In the latest survey from conservative polling outlet Rasmussen, Romney leads with 37 percent, followed by Rick Santorum at 28 percent, Newt Gingrich at 17 percent and Ron Paul at 10 percent.
In the same poll last week, Romney led by 12 points over Santorum, 39 percent to 27 percent.
The 4 percent national gain for Santorum comes on the heels of Tuesday’s primary victories, in which the Romney campaign seemed to think it was poised to pull out at least one win in the Deep South, and raised expectations leading into the contests. Santorum ended up winning both Mississippi and Alabama, while Romney finished third in both.

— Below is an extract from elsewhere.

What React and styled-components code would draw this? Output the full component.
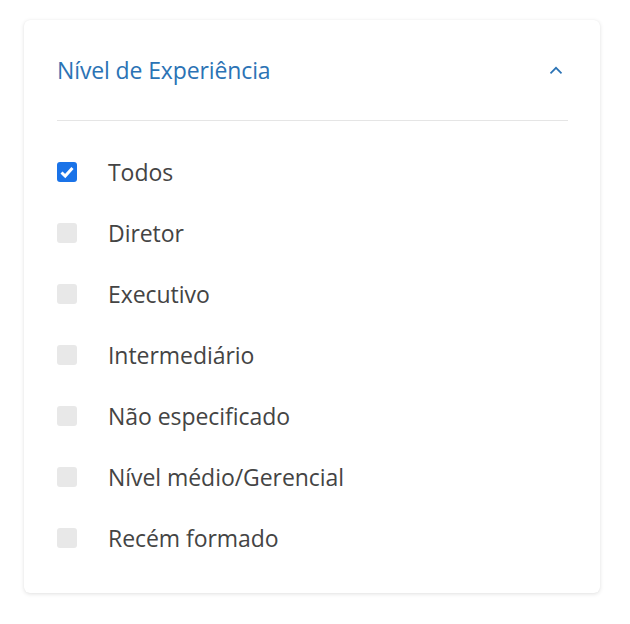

Gallup’s five-day running average of polls produced a similar result, with Romney in the lead at 36 percent, followed by Santorum at 28 percent, Gingrich at 13 percent and Paul at 10 percent.
Gallup also found that Romney and Santorum were statistically tied as the second choice of voters who support Gingrich.
Forty percent of Gingrich supporters said Romney was their second choice, while 39 percent said Santorum.
Gingrich and Santorum have battled to position themselves as the conservative alternatives to Romney, and as Santorum has emerged as Romney’s primary challenger, many have speculated that Gingrich’s ongoing presence in the race was siphoning votes from the former Pennsylvania senator.
Recent close contests in Michigan and Ohio, both of which Romney won by a narrow margin, only amplified this sentiment, although the Gallup poll indicates that the effect may be overstated.
While Santorum has not directly called on Gingrich to drop out of the race, his associated super-PAC has.
Gingrich has said he intends to remain in the race all the way through to the Republican convention.